The covariance "problem" (not really, it is rarely encountered in real life) could be solved by using multiple dispatch, but at a speed penalty.

I suppose we could say that Simula invented OO, but it didn't popularise it.  Eiffel may be in the same position with regards to DbC.

I also recommend looking at Eiffel's "Agent" facility.  Eiffel has lots of good ideas, and as a .Net language it may have been given a second chance.

David B. Wildgoose
Thursday, January 29, 2004

No language that doesn't have an extensive library allowing you to build real things quickly stands a chance anymore. Eiffel, Haskell and the like all suffer from this same problem - nice language; too much work to do anything with.

Look at the big, succesful new languages of late: Delphi, C#, VB, Java - all of them have major quickbuild tools bursting out of their seems.

Mr Jack
Thursday, January 29, 2004

So far Eiffels libraries are the best I've seen.

They include windows specific (WEL) as well as cross platform.

There are also libraries for other regular tasks, such as text parsing.

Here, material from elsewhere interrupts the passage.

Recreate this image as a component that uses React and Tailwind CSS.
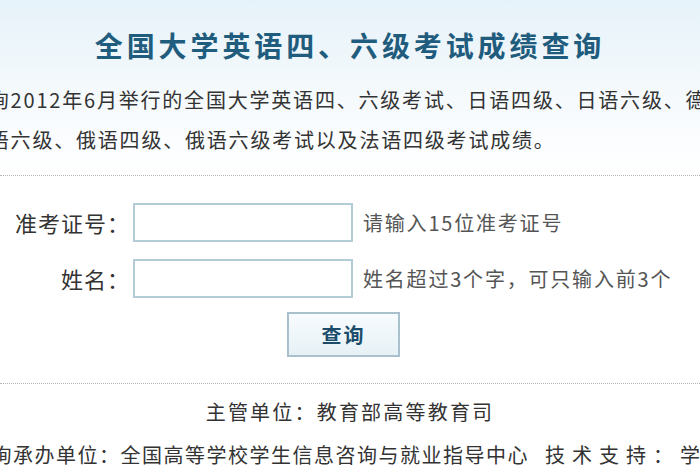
import React from 'react';

// 成绩查询页（截图区域 700x470，左右两侧文字被裁切）
const cjk = { fontFamily: '"Noto Sans CJK SC", "Noto Sans", sans-serif' };

const FormRow = ({ label, hint }) => (
    <div className="flex items-center h-[39px]">
        <div className="w-[130px] text-right text-[22px] tracking-[1px] text-[#333] whitespace-nowrap">{label}</div>
        <input className="ml-[3px] w-[220px] h-[39px] border-2 border-[#b3cbd5] bg-white outline-none" />
        <div className="ml-[10px] text-[20px] tracking-[1.8px] text-[#555] whitespace-nowrap">{hint}</div>
    </div>
);

const App = () => {
    return (
        <div className="w-[700px] h-[470px] overflow-hidden bg-white" style={cjk}>
            {/* 标题与说明 */}
            <div className="bg-gradient-to-b from-[#e6f2f9] via-[#f4f9fc] to-white pt-[25px] pb-[15px]">
                <h1 className="text-center text-[28px] leading-[40px] tracking-[3.9px] font-bold text-[#1f5c7d]">
                    全国大学英语四、六级考试成绩查询
                </h1>
                <p className="mt-[15px] -ml-[33px] whitespace-nowrap text-[20px] leading-[40px] tracking-[1.8px] text-[#333]">
                    查询2012年6月举行的全国大学英语四、六级考试、日语四级、日语六级、德语四级、
                    <br />
                    德语六级、俄语四级、俄语六级考试以及法语四级考试成绩。
                </p>
            </div>

            {/* 查询表单 */}
            <div className="border-t border-dotted border-[#b5b5b5] pt-[27px]">
                <FormRow label="准考证号：" hint="请输入15位准考证号" />
                <div className="mt-[17px]">
                    <FormRow label="姓名：" hint="姓名超过3个字，可只输入前3个" />
                </div>
                <div className="mt-[14px] pl-[287px]">
                    <button className="w-[113px] h-[45px] border-2 border-[#a8c1cc] bg-gradient-to-b from-[#f7fbfd] to-[#e6f1f6] text-[20px] font-bold tracking-[2px] text-[#1b4d6b]">
                        查询
                    </button>
                </div>
            </div>

            {/* 页脚 */}
            <div className="mt-[26px] border-t border-dotted border-[#b5b5b5] pt-[6px] text-[20px] leading-[43px] tracking-[1.5px] text-[#333] whitespace-nowrap">
                <div className="text-center tracking-[2.2px]">主管单位：教育部高等教育司</div>
                <div className="-ml-[30px]">
                    查询承办单位：全国高等学校学生信息咨询与就业指导中心
                    <span className="ml-[16px] tracking-[7px]">技术支持：学信网</span>
                </div>
            </div>
        </div>
    );
};

export default App;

This is what puzzles me about Eiffels failure.  They seem to get so much right.

Ged Byrne
Thursday, January 29, 2004

I say so far because I haven't looked at .Net yet.

Ged Byrne
Thursday, January 29, 2004

To be perfectly honest, Eiffel, nifty language though it may be, suffered for a long time with sub-standard compilers and tools.  Sub-standard to the point where any benefits of the language itself were drowned out by the frustration of using it.  Now I doubt this is no longer the case, but the damage was done early on.  It is difficult to evangelize a language when it is so painful to work with.

Thursday, January 29, 2004


Interesting.  Was this the ISE compiler of just the Small Eiffel open source version?

I did try the copy of Eiffel provided with the CD and found it baffling.  The latest version seems nifty enough, though.